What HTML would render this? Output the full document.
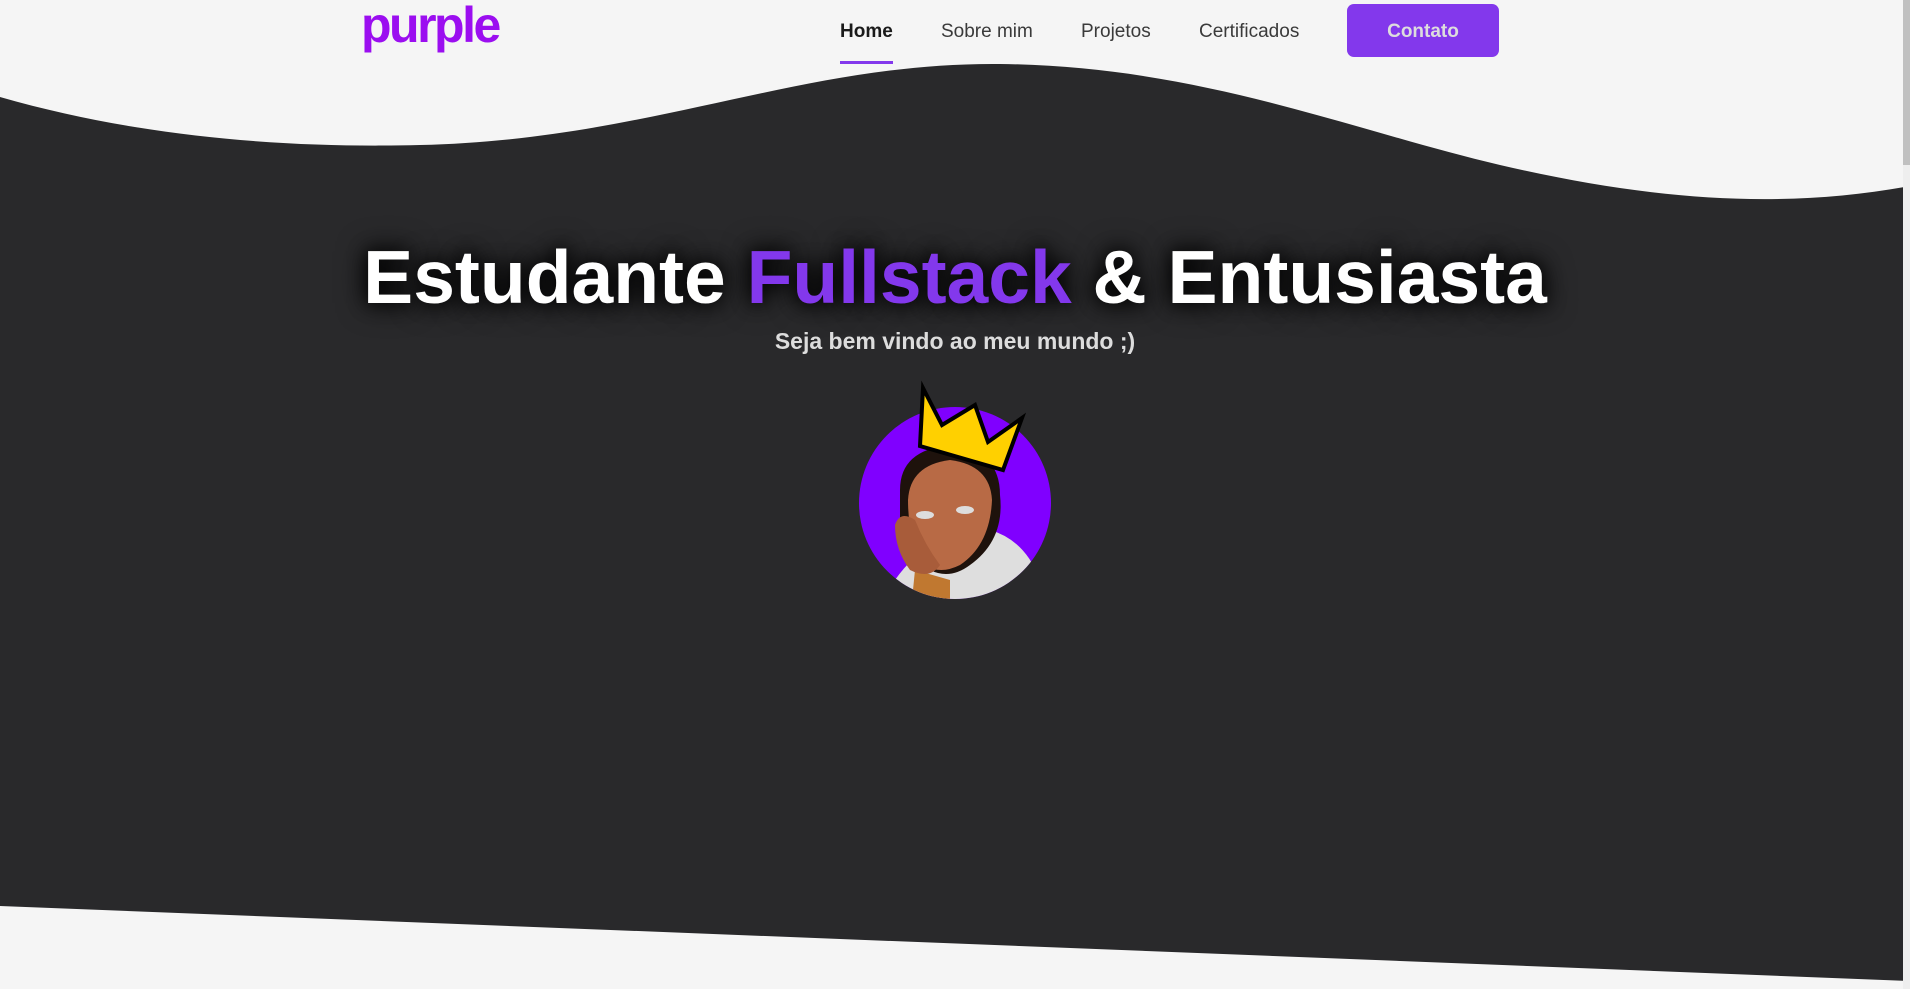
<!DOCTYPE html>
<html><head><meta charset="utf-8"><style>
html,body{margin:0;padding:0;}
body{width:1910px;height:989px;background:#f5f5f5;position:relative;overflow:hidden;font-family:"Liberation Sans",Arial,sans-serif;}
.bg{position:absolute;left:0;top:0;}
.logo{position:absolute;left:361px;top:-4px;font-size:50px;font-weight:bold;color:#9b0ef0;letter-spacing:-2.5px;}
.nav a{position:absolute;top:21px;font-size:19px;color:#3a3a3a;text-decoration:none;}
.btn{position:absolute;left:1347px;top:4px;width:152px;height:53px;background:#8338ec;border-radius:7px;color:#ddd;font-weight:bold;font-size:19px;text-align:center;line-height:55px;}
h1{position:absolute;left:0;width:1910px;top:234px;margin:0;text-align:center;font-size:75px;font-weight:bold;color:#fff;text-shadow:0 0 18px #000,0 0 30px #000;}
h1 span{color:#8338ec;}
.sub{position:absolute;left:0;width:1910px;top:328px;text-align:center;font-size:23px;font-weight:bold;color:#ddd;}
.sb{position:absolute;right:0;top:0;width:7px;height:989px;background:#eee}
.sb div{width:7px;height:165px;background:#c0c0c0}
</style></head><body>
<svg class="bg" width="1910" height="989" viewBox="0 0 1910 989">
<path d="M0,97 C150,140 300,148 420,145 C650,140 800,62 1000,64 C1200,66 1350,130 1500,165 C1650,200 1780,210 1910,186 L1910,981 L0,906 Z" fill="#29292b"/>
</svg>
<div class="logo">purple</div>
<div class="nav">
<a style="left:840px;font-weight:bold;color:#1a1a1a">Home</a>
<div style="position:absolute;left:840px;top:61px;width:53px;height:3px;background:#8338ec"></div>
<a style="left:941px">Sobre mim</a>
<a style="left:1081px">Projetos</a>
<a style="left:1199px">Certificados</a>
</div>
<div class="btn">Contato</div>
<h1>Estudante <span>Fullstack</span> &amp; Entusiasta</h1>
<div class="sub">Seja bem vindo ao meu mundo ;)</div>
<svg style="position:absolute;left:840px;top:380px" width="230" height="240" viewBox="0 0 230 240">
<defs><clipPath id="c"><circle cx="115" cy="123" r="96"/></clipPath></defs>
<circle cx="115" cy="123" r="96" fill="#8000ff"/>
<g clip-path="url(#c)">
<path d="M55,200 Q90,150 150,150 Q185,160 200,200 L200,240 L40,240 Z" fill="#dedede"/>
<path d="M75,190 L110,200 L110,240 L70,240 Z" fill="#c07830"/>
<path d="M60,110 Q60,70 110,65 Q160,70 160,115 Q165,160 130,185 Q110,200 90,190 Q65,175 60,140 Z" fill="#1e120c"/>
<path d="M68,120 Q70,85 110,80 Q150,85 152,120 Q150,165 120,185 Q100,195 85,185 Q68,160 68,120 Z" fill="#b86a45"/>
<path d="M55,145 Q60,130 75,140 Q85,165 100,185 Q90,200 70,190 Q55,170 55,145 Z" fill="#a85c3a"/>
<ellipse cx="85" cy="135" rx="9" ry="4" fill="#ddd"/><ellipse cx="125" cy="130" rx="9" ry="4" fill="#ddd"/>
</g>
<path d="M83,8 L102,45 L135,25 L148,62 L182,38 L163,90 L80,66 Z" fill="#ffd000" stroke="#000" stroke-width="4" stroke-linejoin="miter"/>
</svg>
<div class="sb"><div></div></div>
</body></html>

------------

The request
Print the whole listing above once more, word for word, without its pictures.

Exercise result
What HTML would render this? Output the full document.
<!DOCTYPE html>
<html><head><meta charset="utf-8"><style>
html,body{margin:0;padding:0;}
body{width:1910px;height:989px;background:#f5f5f5;position:relative;overflow:hidden;font-family:"Liberation Sans",Arial,sans-serif;}
.bg{position:absolute;left:0;top:0;}
.logo{position:absolute;left:361px;top:-4px;font-size:50px;font-weight:bold;color:#9b0ef0;letter-spacing:-2.5px;}
.nav a{position:absolute;top:21px;font-size:19px;color:#3a3a3a;text-decoration:none;}
.btn{position:absolute;left:1347px;top:4px;width:152px;height:53px;background:#8338ec;border-radius:7px;color:#ddd;font-weight:bold;font-size:19px;text-align:center;line-height:55px;}
h1{position:absolute;left:0;width:1910px;top:234px;margin:0;text-align:center;font-size:75px;font-weight:bold;color:#fff;text-shadow:0 0 18px #000,0 0 30px #000;}
h1 span{color:#8338ec;}
.sub{position:absolute;left:0;width:1910px;top:328px;text-align:center;font-size:23px;font-weight:bold;color:#ddd;}
.sb{position:absolute;right:0;top:0;width:7px;height:989px;background:#eee}
.sb div{width:7px;height:165px;background:#c0c0c0}
</style></head><body>
<svg class="bg" width="1910" height="989" viewBox="0 0 1910 989">
<path d="M0,97 C150,140 300,148 420,145 C650,140 800,62 1000,64 C1200,66 1350,130 1500,165 C1650,200 1780,210 1910,186 L1910,981 L0,906 Z" fill="#29292b"/>
</svg>
<div class="logo">purple</div>
<div class="nav">
<a style="left:840px;font-weight:bold;color:#1a1a1a">Home</a>
<div style="position:absolute;left:840px;top:61px;width:53px;height:3px;background:#8338ec"></div>
<a style="left:941px">Sobre mim</a>
<a style="left:1081px">Projetos</a>
<a style="left:1199px">Certificados</a>
</div>
<div class="btn">Contato</div>
<h1>Estudante <span>Fullstack</span> &amp; Entusiasta</h1>
<div class="sub">Seja bem vindo ao meu mundo ;)</div>
<svg style="position:absolute;left:840px;top:380px" width="230" height="240" viewBox="0 0 230 240">
<defs><clipPath id="c"><circle cx="115" cy="123" r="96"/></clipPath></defs>
<circle cx="115" cy="123" r="96" fill="#8000ff"/>
<g clip-path="url(#c)">
<path d="M55,200 Q90,150 150,150 Q185,160 200,200 L200,240 L40,240 Z" fill="#dedede"/>
<path d="M75,190 L110,200 L110,240 L70,240 Z" fill="#c07830"/>
<path d="M60,110 Q60,70 110,65 Q160,70 160,115 Q165,160 130,185 Q110,200 90,190 Q65,175 60,140 Z" fill="#1e120c"/>
<path d="M68,120 Q70,85 110,80 Q150,85 152,120 Q150,165 120,185 Q100,195 85,185 Q68,160 68,120 Z" fill="#b86a45"/>
<path d="M55,145 Q60,130 75,140 Q85,165 100,185 Q90,200 70,190 Q55,170 55,145 Z" fill="#a85c3a"/>
<ellipse cx="85" cy="135" rx="9" ry="4" fill="#ddd"/><ellipse cx="125" cy="130" rx="9" ry="4" fill="#ddd"/>
</g>
<path d="M83,8 L102,45 L135,25 L148,62 L182,38 L163,90 L80,66 Z" fill="#ffd000" stroke="#000" stroke-width="4" stroke-linejoin="miter"/>
</svg>
<div class="sb"><div></div></div>
</body></html>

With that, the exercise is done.